The Trans-Pacific Partnership was bashed in the 2016 elections by both Democrats and Republicans.

It was portrayed in the campaign as another “bad” trade deal that would cost our country decent jobs and lower wages.

It was no surprise when President Donald Trump pulled the U.S. out of the TPP in his fourth day of office and suggested focusing on more bilateral trade agreements.

Whether or not Japanese Prime Minister Shinzo Abe tried to convince Trump in November to stay in the TPP during their first meeting, it is apparent he has changed his tune now.

Abe seemed optimistic about replacing the TPP with investments from Japan in America’s infrastructure, suggesting a railway that uses their high-speed technology and increased bilateral trade during a trip to the US.

Sounds too good to be true?

The Japanese government has already invested two million in a maglev line project that would connect Baltimore, Maryland to Washington and expects the forty-mile line to open in a decade at an estimated cost of ten billion, with them covering much of the cost.

Many young Americans may be unfamiliar with this meeting, but as our generation starts to shape the public opinion of the time, it is critical that attention is paid to East Asia, as well as other parts of the world.

A 2015 survey by Pew Research Center found that seventy-three percent of Americans had never heard of the Japanese Prime Minister, who has served since 2012.

I asked Dr.
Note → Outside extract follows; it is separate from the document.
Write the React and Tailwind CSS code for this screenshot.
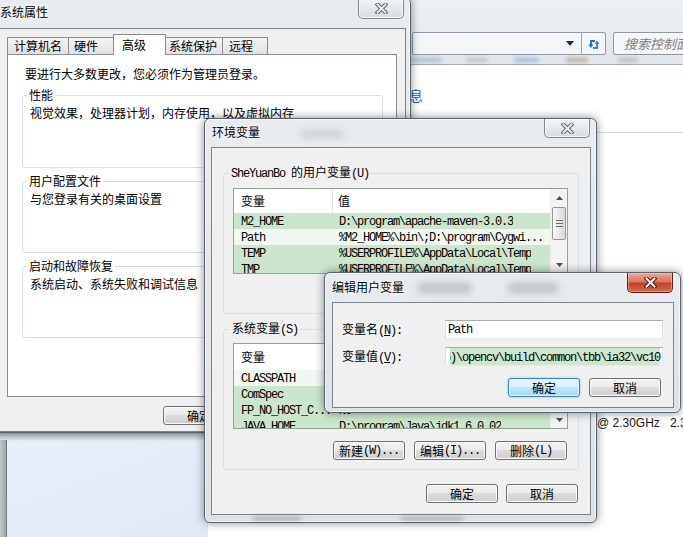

William Boettcher in the Political Science Department at North Carolina State University why our relationship to Japan should matter to the incoming generation.

Japanese Prime Minister Shinzo Abe meeting with American Defense Secretary Jim Mattis. Photo Credit: Jim Mattis/ Flickr (CC By 2.0)

“Japan is the chief U.S. ally in East Asia (with South Korea a close second) and is a key contributor to stability in this very important region,” Boettcher told me. “Japan hosts significant deployments of American troops and is also our fourth-largest trading partner.”

While future relations seem unclear and the two countries have had a rocky history, for the past seventy-some years the relationship has been deeply rooted in mutual trust.

This trust has its beginnings in the U.S.-Japan Treaty of Mutual Cooperation and Security, signed in 1960.

The treaty has been strengthened over time with the US Japan Economic Harmonization Initiative in November of 2010 and the release of the revised U.S.-Japan Defense Guidelines in 2015.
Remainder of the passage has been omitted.